ATLANTA -- After the 408 yards of total offense and the six touchdowns and the MVP award, Cam Newton decided to celebrate Auburn's SEC championship with the people he cares about the most -- the Auburn fans.

Newton took a victory lap around the Georgia Dome, sprinting from end zone to end zone, from sideline to sideline, shaking hands and exchanging high-fives with everyone and anyone in orange within arm's length.

For the record, Newton completed 17 of 28 passes for 335 yards and four TDs, and added 73 yards rushing and two more touchdowns. He averaged 9.7 yards every time he touched the ball. He so completely dominated the game that he was named the game's MVP midway through the fourth quarter.

"I can say this because we've only got one game left and he can't get too big of a head, but I can say he's probably the best football player I've ever seen," said Auburn coach Gene Chizik. "I've never seen anything like it to be honest with you. Usually great quarterbacks do one or the other better, either running the ball or throwing the ball. What God has blessed Cameron with is the ability to be really, really good at both."

Chizik would get no argument from the South Carolina coaching staff.

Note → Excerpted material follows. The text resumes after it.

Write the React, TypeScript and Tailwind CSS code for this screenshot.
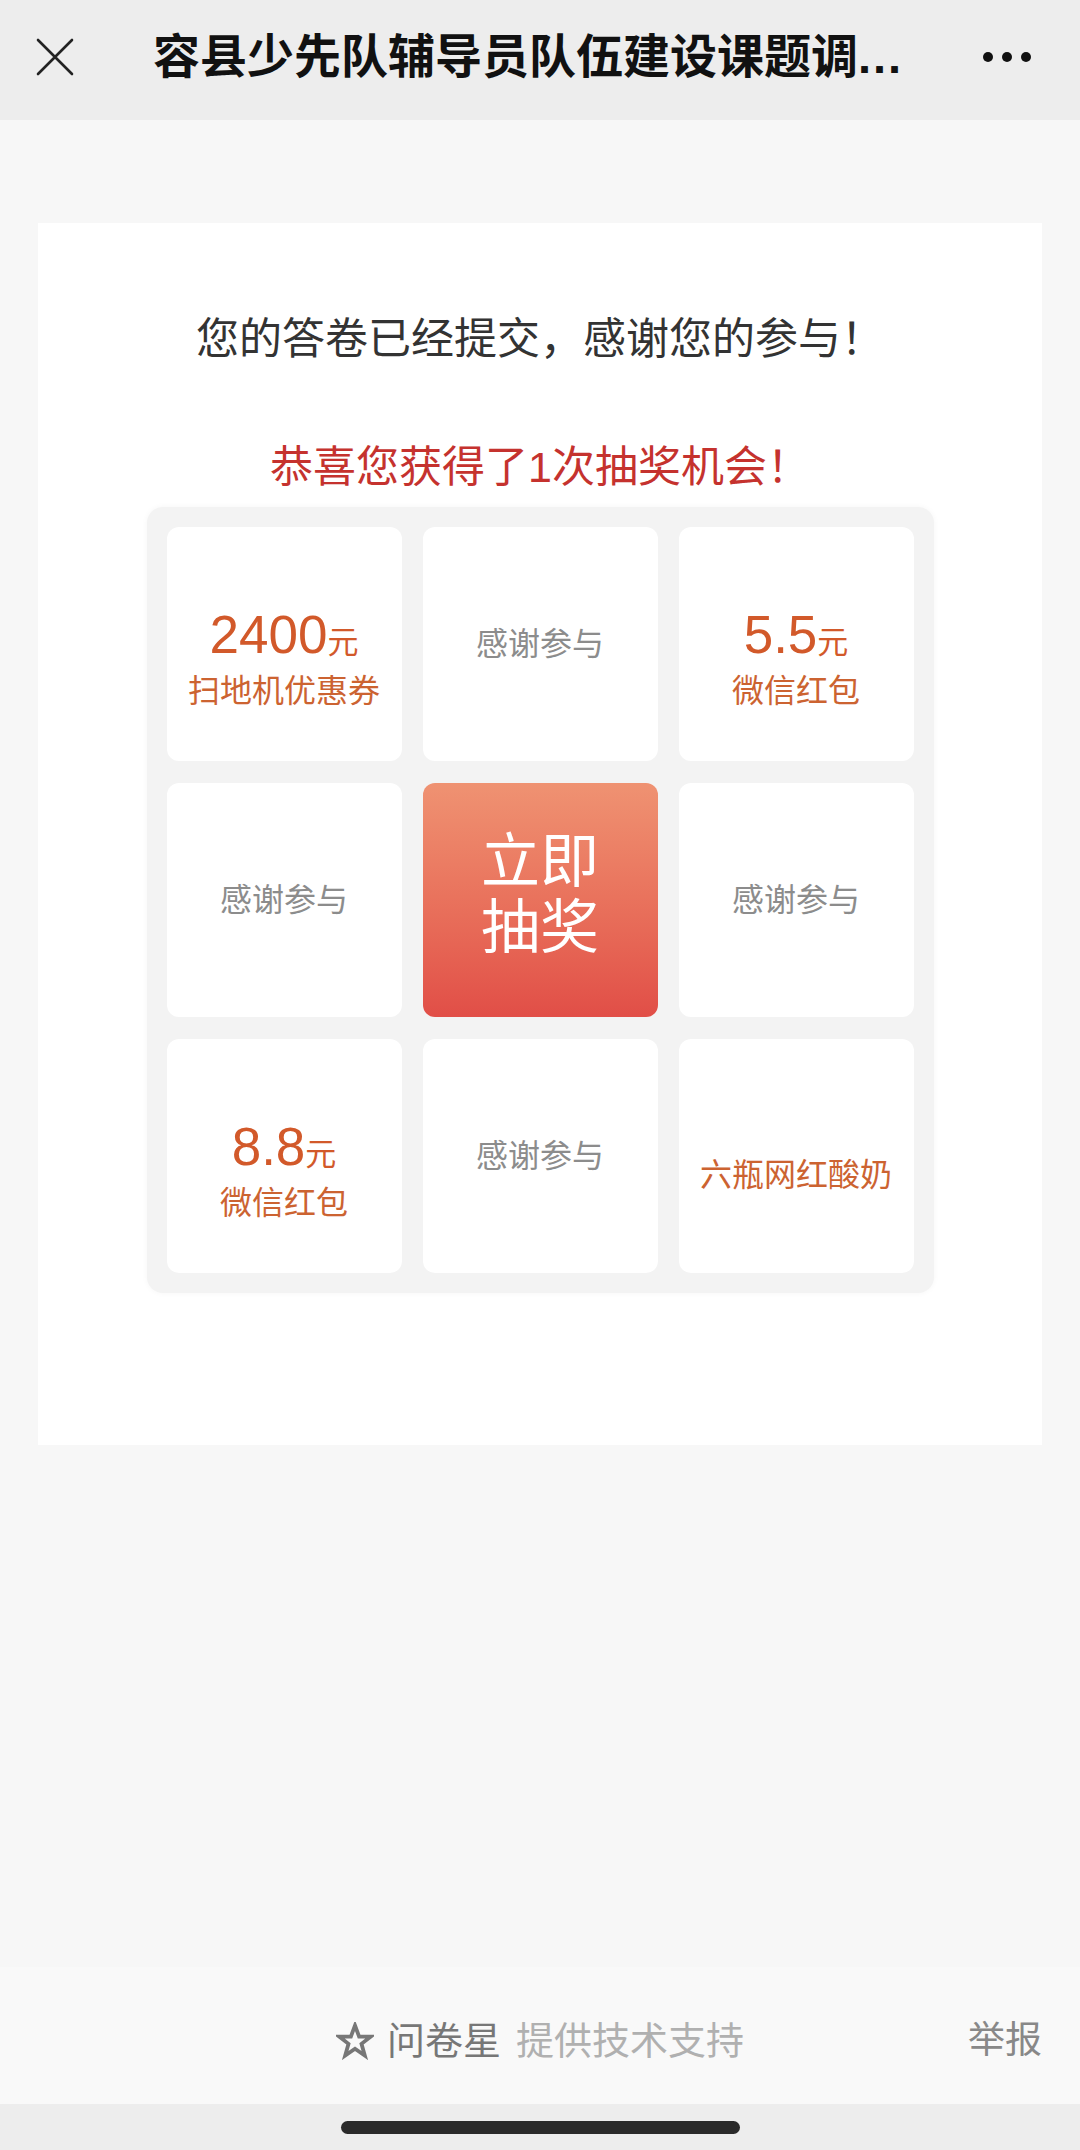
import React from 'react';

const FONT = '"Liberation Sans", "Noto Sans CJK SC", sans-serif';

type Cell =
    | { kind: 'thanks' }
    | { kind: 'amount'; amount: string; label: string }
    | { kind: 'gift'; label: string }
    | { kind: 'draw' };

const CELLS: Cell[] = [
    { kind: 'amount', amount: '2400', label: '扫地机优惠券' },
    { kind: 'thanks' },
    { kind: 'amount', amount: '5.5', label: '微信红包' },
    { kind: 'thanks' },
    { kind: 'draw' },
    { kind: 'thanks' },
    { kind: 'amount', amount: '8.8', label: '微信红包' },
    { kind: 'thanks' },
    { kind: 'gift', label: '六瓶网红酸奶' },
];

function CloseIcon() {
    return (
        <svg width="38" height="38" viewBox="0 0 38 38" fill="none" stroke="#222" strokeWidth="2.6" strokeLinecap="round">
            <path d="M2 2 L36 36 M36 2 L2 36" />
        </svg>
    );
}

function StarIcon() {
    return (
        <svg width="38" height="38" viewBox="0 0 24 24" fill="none" stroke="#777" strokeWidth="2.4" strokeLinejoin="miter">
            <path d="M12 2.2 L14.6 9.2 L21.8 9.3 L16.1 13.8 L18.2 21.2 L12 16.9 L5.8 21.2 L7.9 13.8 L2.2 9.3 L9.4 9.2 Z" />
        </svg>
    );
}

function PrizeCell({ cell }: { cell: Cell }) {
    if (cell.kind === 'draw') {
        return (
            <div className="flex flex-col items-center justify-center rounded-[12px] bg-linear-to-b from-[#ef9272] to-[#e14e47] pb-[10px] text-[59px] leading-[66px] text-white">
                <span>立即</span>
                <span>抽奖</span>
            </div>
        );
    }
    if (cell.kind === 'thanks') {
        return (
            <div className="flex items-center justify-center rounded-[12px] bg-white text-[32px] leading-[44px] text-[#8c8c8c]">
                感谢参与
            </div>
        );
    }
    if (cell.kind === 'gift') {
        return (
            <div className="flex items-center justify-center rounded-[12px] bg-white pt-[38px] text-[32px] leading-[44px] text-[#cc6331]">
                {cell.label}
            </div>
        );
    }
    return (
        <div className="flex flex-col items-center justify-center rounded-[12px] bg-white pt-[32px]">
            <div className="flex items-baseline leading-[56px] text-[#d2592a]">
                <span className="text-[53px]">{cell.amount}</span>
                <span className="text-[31px]">元</span>
            </div>
            <div className="-mt-[2px] text-[32px] leading-[44px] text-[#cc6331]">{cell.label}</div>
        </div>
    );
}

export default function App() {
    return (
        <div className="flex h-[2150px] w-[1080px] flex-col bg-[#f7f7f7]" style={{ fontFamily: FONT }}>
            {/* top bar */}
            <header className="flex h-[120px] shrink-0 items-center bg-[#ededed] pb-[6px] pl-[36px] pr-[49px]">
                <CloseIcon />
                <h1 className="ml-[79px] flex-1 text-[47px] font-semibold leading-[56px] text-[#111]">
                    容县少先队辅导员队伍建设课题调<span className="tracking-[2px]">...</span>
                </h1>
                <div className="flex items-center gap-[9px]">
                    <span className="h-[10px] w-[10px] rounded-full bg-[#111]" />
                    <span className="h-[10px] w-[10px] rounded-full bg-[#111]" />
                    <span className="h-[10px] w-[10px] rounded-full bg-[#111]" />
                </div>
            </header>

            {/* body */}
            <main className="flex-1 pt-[103px]">
                <section className="mx-[38px] flex h-[1222px] flex-col items-center bg-white pt-[88px]">
                    <p className="text-[43px] leading-[56px] text-[#333]">您的答卷已经提交，感谢您的参与！</p>
                    <p className="mt-[72px] text-[43px] leading-[56px] text-[#c5322e]">恭喜您获得了1次抽奖机会！</p>

                    <div className="mt-[12px] grid grid-cols-[repeat(3,235px)] grid-rows-[repeat(3,234px)] gap-x-[21px] gap-y-[22px] rounded-[16px] bg-[#f3f3f3] p-[20px] shadow-[0_0_6px_rgba(0,0,0,0.04)]">
                        {CELLS.map((cell, i) => (
                            <PrizeCell key={i} cell={cell} />
                        ))}
                    </div>
                </section>
            </main>

            {/* footer */}
            <footer className="grid h-[137px] shrink-0 grid-cols-[1fr_auto_1fr] items-center bg-[#f9f9f9] pt-[10px]">
                <div />
                <div className="flex items-center text-[38px] leading-[48px]">
                    <StarIcon />
                    <span className="ml-[13px] text-[#777]">问卷星</span>
                    <span className="ml-[15px] text-[#b0b0b0]">提供技术支持</span>
                </div>
                <div className="justify-self-end pr-[38px] text-[37px] leading-[48px] text-[#888]">举报</div>
            </footer>

            <div className="flex h-[46px] shrink-0 justify-center bg-[#ededed] pt-[17px]">
                <div className="h-[13px] w-[399px] rounded-full bg-[#2a2a2a]" />
            </div>
        </div>
    );
}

"In 36 years of coaching, there's a bunch of them in that list of (greatest players)," said South Carolina defensive coordinator Ellis Johnson. "But talent-wise? There's no question about it. And I think the scheme he's in maximizes his abilities."

Newton, the odds-on favorite to win the Heisman Trophy, put on a jaw-dropping performance despite weeks of allegations and controversy. Newton's father, Cecil Newton, and former Mississsippi State player Kenny Rogers were accused by two Mississippi State boosters of trying to get as much as $180,000 for Cam Newton to play for the Bulldogs while he was being recruited out of junior college last year.

The Auburn athletic relations department had not made Newton available to the media in almost a month. The last time Newton spoke with the media was the week before the Georgia game on Nov. 13. His eligibility for the SEC championship game was in question until the NCAA cleared him to play on Wednesday.

Newton addressed the media for nearly 30 minutes following Saturday's game, but refused to comment on the allegations or the NCAA investigation. Newton started the press conference reading from a prepared statement.

"I would like to thank my teammates, my coaches and the Auburn family for their support it means a lot to me," Newton said. "As I said before, I've done nothing wrong. I'll only answer questions about football and this game, and I ask that everyone please respect that."

His teammates have marveled at Newton's focus, while the media storm swirled about him and the program.

"The guy is an absolute rock," said Auburn offensive tackle Lee Ziema. "Nothing seems to bother him. He's so focused on this team and his teammates. I'm not sure I would have been as strong he was during this whole thing. He hasn't really changed as a person. I don't think he let it bother him."

Wide receiver Darvin Adams, who had an SEC championship game record 217 receiving yards, said Newton was able to stayed focused on what was important.

"He puts his teammates first and this team first, and that's why everyone on the team supports him," Adams said. "He never let it get to him. He was always focused on his job."

Newton credited the people around him for keeping him grounded.

"It's easy for me. A lot of people don't realize or recognize my support cast," Newton said. "You can believe that coach Chizik is a part of that support cast. It's the people behind the scenes that have helped me do the right things and keep my head clear and free of any distractions."